> _SET TASK_
Count how many lines contain the word "index". Respond with the number alone.

┌──

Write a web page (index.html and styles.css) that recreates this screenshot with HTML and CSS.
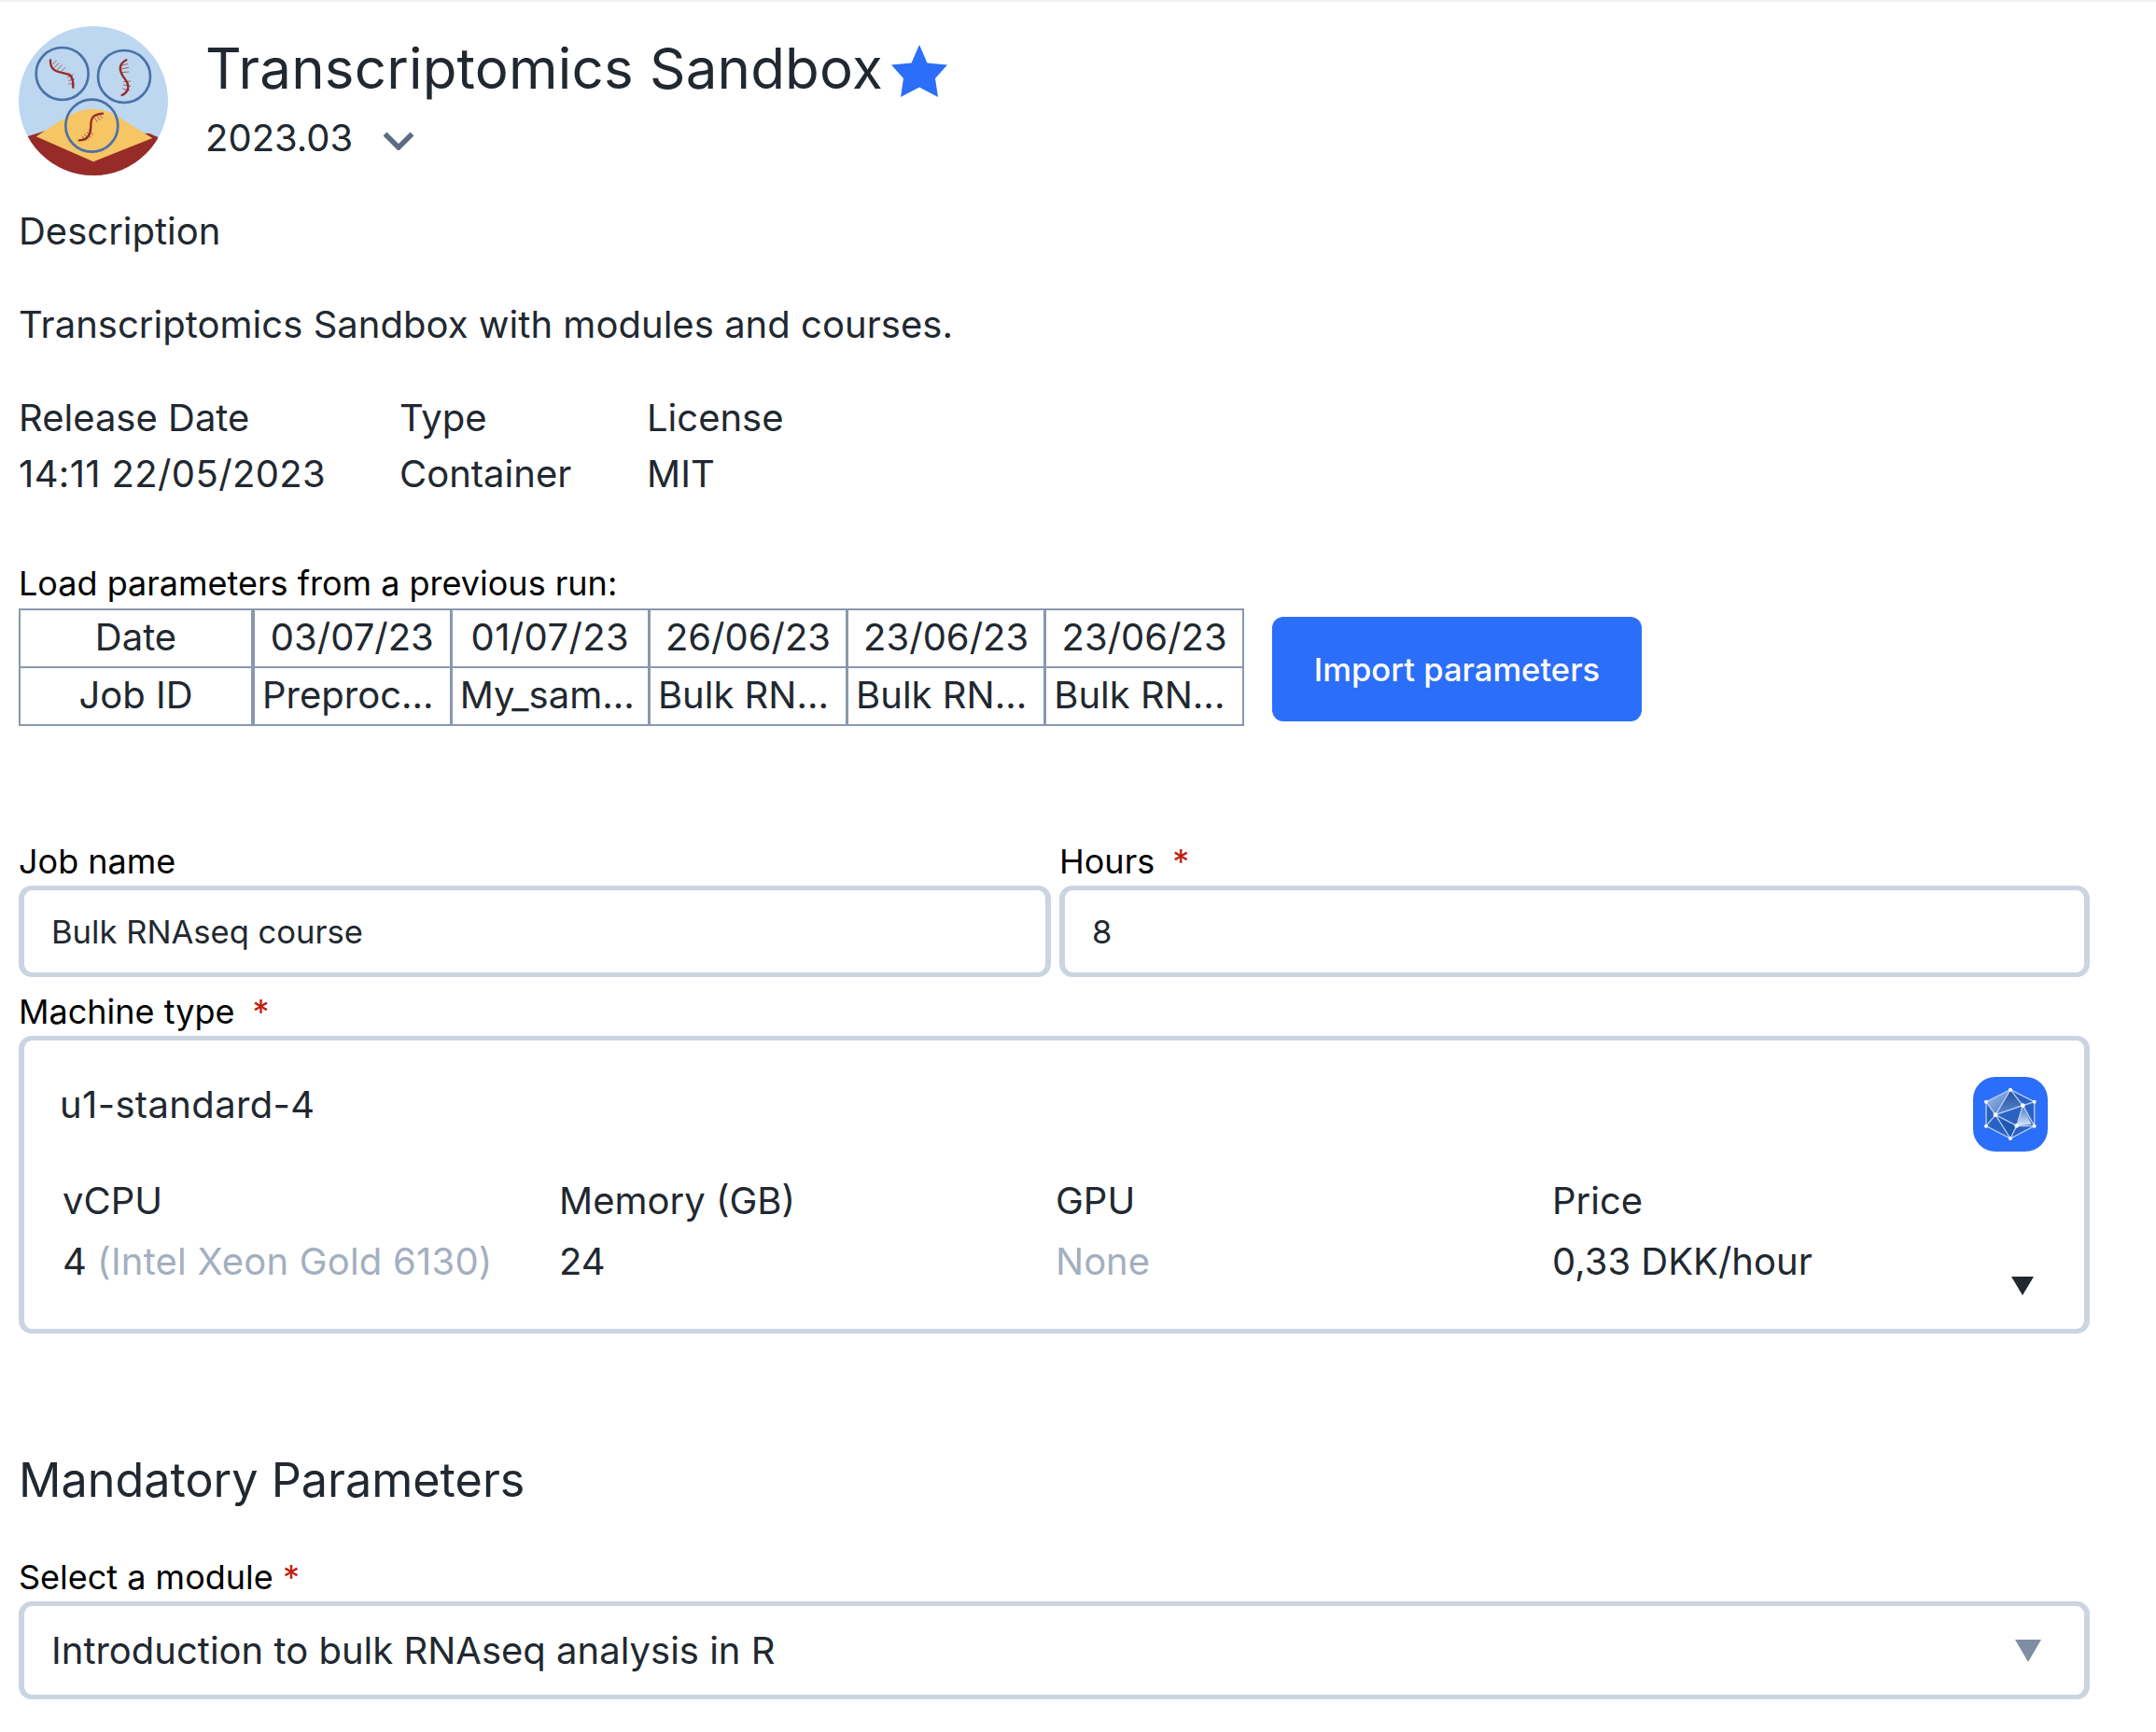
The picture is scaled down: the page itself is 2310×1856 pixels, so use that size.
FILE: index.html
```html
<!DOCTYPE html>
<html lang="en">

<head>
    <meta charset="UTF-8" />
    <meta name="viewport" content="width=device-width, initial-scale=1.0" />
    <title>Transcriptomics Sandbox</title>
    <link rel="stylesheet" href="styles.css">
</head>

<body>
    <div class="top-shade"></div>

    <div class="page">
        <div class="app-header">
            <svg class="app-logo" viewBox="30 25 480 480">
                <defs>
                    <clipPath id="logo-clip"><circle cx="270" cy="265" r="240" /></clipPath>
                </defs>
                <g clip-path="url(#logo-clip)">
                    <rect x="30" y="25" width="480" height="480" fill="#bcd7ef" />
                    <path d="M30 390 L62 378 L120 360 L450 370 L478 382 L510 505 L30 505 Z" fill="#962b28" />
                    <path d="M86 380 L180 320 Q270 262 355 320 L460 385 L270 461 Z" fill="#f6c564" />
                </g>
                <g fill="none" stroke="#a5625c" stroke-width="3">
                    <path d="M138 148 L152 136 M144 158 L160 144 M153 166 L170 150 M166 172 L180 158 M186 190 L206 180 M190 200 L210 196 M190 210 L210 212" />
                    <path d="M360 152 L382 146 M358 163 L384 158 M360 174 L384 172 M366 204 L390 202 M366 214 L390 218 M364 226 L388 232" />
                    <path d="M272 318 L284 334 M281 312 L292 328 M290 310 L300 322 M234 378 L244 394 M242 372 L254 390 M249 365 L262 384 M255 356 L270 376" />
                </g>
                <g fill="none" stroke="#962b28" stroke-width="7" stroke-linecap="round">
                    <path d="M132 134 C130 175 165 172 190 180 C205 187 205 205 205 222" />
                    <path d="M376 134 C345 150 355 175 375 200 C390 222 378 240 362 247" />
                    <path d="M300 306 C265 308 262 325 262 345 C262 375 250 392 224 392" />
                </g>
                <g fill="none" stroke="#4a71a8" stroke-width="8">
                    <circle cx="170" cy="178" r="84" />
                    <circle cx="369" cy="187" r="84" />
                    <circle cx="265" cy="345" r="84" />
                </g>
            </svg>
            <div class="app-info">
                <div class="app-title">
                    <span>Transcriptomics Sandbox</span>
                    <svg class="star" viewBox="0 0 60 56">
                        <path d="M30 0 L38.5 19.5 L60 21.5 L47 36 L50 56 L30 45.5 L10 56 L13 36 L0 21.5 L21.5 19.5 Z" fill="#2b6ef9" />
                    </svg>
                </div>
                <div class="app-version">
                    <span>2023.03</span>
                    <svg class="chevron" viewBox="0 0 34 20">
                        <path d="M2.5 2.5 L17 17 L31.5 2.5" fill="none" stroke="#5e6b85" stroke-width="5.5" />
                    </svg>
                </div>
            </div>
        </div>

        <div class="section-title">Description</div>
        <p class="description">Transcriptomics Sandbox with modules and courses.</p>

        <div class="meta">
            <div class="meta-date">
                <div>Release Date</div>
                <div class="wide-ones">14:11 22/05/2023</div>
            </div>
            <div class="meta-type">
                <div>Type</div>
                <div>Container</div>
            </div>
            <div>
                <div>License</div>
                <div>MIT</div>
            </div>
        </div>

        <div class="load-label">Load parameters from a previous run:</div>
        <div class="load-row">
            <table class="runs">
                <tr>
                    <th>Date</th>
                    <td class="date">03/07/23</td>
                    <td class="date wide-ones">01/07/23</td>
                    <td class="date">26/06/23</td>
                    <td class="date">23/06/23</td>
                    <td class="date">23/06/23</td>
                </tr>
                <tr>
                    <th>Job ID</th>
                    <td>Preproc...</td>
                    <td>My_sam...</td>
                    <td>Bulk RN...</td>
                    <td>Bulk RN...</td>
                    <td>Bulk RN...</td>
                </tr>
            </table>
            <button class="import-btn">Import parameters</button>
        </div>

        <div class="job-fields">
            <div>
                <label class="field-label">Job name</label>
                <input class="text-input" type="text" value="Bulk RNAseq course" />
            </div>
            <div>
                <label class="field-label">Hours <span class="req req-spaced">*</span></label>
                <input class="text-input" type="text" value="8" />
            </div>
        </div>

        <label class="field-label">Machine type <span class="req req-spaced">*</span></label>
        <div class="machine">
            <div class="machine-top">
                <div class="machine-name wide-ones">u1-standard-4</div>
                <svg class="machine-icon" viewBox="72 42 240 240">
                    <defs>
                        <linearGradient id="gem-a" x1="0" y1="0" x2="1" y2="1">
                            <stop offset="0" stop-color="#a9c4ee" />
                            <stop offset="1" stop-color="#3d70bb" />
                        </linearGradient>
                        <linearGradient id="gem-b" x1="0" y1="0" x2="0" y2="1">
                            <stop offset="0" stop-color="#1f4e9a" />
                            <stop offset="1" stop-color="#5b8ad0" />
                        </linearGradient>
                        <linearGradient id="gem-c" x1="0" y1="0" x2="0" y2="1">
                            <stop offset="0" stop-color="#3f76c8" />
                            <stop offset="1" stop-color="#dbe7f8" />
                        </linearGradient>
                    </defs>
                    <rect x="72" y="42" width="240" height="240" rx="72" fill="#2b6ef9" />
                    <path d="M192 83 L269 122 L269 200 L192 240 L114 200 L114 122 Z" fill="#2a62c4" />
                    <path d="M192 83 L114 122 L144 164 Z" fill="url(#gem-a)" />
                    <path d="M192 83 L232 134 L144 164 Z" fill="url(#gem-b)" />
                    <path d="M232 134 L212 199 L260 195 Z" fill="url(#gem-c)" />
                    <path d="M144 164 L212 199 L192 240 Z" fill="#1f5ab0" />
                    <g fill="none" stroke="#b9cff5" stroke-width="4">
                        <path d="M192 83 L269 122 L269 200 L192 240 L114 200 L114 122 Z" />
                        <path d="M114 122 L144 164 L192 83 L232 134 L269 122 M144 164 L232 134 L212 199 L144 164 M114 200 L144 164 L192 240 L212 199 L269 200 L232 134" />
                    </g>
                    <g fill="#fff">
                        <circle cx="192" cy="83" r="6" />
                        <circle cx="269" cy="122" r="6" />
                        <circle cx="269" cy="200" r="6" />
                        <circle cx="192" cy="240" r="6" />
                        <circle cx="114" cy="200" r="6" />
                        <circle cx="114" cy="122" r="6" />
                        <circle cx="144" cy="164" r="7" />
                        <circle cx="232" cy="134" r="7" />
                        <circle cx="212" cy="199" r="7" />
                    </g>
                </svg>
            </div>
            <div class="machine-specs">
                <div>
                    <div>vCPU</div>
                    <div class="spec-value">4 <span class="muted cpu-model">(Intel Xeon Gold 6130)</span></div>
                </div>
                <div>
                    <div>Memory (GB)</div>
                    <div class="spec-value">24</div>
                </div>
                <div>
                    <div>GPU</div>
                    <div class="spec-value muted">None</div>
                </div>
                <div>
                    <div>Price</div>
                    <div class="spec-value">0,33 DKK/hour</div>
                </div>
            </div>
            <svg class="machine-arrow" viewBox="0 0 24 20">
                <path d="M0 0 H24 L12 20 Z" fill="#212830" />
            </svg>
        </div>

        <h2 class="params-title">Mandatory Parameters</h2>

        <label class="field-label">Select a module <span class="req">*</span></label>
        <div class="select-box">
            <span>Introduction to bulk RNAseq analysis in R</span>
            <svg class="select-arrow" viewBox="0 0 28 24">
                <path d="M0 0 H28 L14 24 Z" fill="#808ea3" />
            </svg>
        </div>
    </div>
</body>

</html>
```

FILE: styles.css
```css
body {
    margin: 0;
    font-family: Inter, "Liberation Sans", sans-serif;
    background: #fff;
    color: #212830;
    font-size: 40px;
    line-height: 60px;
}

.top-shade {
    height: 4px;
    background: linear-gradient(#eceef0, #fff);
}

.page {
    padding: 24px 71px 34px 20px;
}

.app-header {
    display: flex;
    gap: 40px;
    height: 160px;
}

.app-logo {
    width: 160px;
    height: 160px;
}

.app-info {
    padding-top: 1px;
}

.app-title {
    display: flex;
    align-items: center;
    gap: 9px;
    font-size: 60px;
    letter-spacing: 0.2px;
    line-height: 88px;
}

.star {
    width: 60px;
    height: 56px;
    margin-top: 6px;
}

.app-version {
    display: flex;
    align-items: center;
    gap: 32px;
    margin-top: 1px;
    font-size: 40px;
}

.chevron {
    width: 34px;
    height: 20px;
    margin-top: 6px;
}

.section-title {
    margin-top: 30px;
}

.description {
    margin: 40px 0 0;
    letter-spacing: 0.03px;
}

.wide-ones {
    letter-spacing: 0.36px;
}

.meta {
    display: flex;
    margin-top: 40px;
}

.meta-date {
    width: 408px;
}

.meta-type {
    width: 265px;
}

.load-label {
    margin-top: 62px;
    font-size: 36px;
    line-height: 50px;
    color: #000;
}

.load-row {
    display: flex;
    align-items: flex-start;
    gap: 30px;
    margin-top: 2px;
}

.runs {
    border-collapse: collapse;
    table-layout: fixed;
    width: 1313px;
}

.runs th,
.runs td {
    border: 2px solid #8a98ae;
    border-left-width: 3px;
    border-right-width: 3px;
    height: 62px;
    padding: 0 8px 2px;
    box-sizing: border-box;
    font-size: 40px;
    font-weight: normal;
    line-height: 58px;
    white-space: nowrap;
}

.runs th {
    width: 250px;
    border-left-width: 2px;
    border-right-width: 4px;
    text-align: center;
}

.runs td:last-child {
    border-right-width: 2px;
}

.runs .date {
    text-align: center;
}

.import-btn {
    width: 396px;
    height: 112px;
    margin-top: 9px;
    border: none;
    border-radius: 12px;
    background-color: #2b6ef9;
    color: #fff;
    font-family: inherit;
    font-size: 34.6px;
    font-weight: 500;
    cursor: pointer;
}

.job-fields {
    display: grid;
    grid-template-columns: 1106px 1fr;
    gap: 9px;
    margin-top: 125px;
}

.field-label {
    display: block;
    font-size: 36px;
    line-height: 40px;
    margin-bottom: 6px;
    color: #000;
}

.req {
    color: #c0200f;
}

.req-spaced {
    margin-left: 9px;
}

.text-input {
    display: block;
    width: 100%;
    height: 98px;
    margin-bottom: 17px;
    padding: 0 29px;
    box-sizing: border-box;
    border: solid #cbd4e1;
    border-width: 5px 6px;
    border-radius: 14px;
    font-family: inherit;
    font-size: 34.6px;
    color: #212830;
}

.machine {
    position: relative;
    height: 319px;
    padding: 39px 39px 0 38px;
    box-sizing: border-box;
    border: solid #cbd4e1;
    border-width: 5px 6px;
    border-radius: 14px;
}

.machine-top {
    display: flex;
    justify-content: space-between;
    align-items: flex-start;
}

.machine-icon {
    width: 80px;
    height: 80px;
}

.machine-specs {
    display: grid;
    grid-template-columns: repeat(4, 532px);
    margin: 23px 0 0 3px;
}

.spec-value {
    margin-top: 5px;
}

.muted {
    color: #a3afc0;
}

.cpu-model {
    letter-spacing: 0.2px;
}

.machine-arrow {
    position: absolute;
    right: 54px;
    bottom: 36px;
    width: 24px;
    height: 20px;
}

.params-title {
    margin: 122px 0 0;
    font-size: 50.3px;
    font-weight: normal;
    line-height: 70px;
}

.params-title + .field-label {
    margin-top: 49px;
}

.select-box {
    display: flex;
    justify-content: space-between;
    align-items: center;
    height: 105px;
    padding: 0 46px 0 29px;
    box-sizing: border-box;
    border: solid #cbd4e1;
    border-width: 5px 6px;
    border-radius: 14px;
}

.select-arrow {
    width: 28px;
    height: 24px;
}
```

└──

> _RESPONSE FOR THIS EXERCISE_
2